Re #3, if you ignore the filler that is also the active search hit (it is highlighed red, all other fillers are highlighted yellow), the playhead will jump to the next filler word which now becomes the active search hit. Is that what you are seeing? or does the playhead still jump around when you delete one of the yellow highlighted fillers?

 

Thanks,

Kerstin

Stan Jones
Community Expert
Community Expert
March 24, 2024

Thanks; got it.

Participating Frequently
March 24, 2024

@Stan Jones I'm highligting [filler] and clicking 'Ignore this filler word' in the menu. 

Stan Jones
Community Expert
Community Expert
March 24, 2024

Thanks for the screenshots.

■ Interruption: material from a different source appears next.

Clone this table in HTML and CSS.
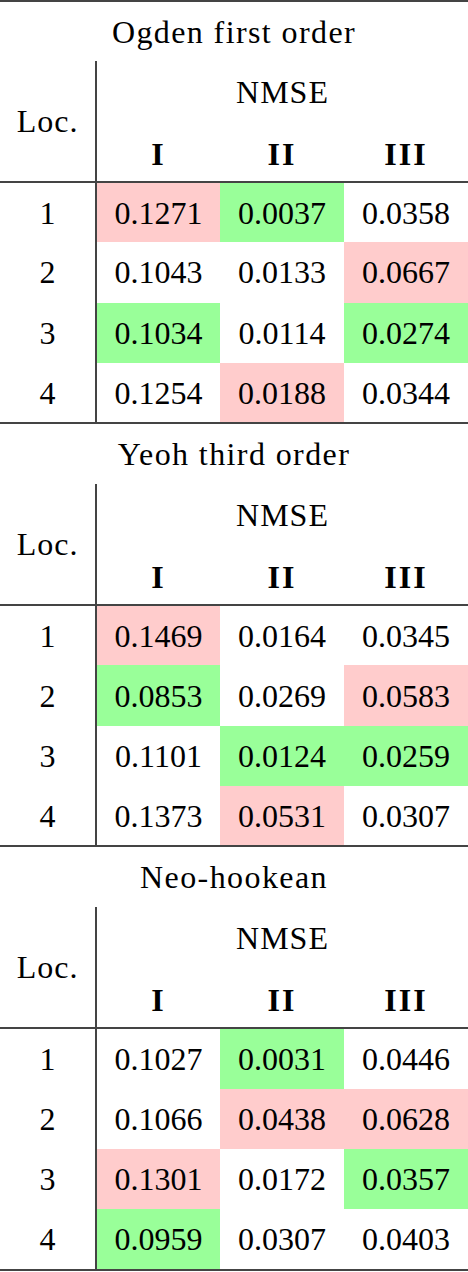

I don't think the two blue bubbles should be possible. When you say 'try to ignore "oh" ' what are you actually doing?

 

I have not played with the options here much. If I go into edit mode the filler word is not, of course, there. If I add a word where the filler word is, it is removed. But I do not see any oddities in the way it works (one blue bubble).

 

It shouldn't matter, but I am Win 10.

 

@Kerstin Ebert @Alexander_DVA 

 

Stan

 

Participating Frequently
March 24, 2024

Adding another picture of the auto scrolling having two blue bubbles. 

 

Also for #3 not sure why my bar would skip on it's own. If I'm editing a clip I wouldn't want it to do any auto skipping in the sequence. I would want it to move as the audio track plays if that makes sense. 

 

 

Participating Frequently
March 24, 2024

Hope you can see @Stan Jones. Was a little hard to capture. In this screeshot I'm actually at the part at the top where it says "He needed to bulk up" but the blue bubble is towards the end where you see "of" highlight. I ignored a filler word before this part that wasn't filler but actually several words. The speaker is saying "They did not at all". 

 

If I cotinue the auto scrolling will stay ahead where I actually am in the track which makes capture other spot to ignore difficult. If I don't ignore the filler and then use the "Delete All" feature of filler words then I will lose words that aren't actually filler.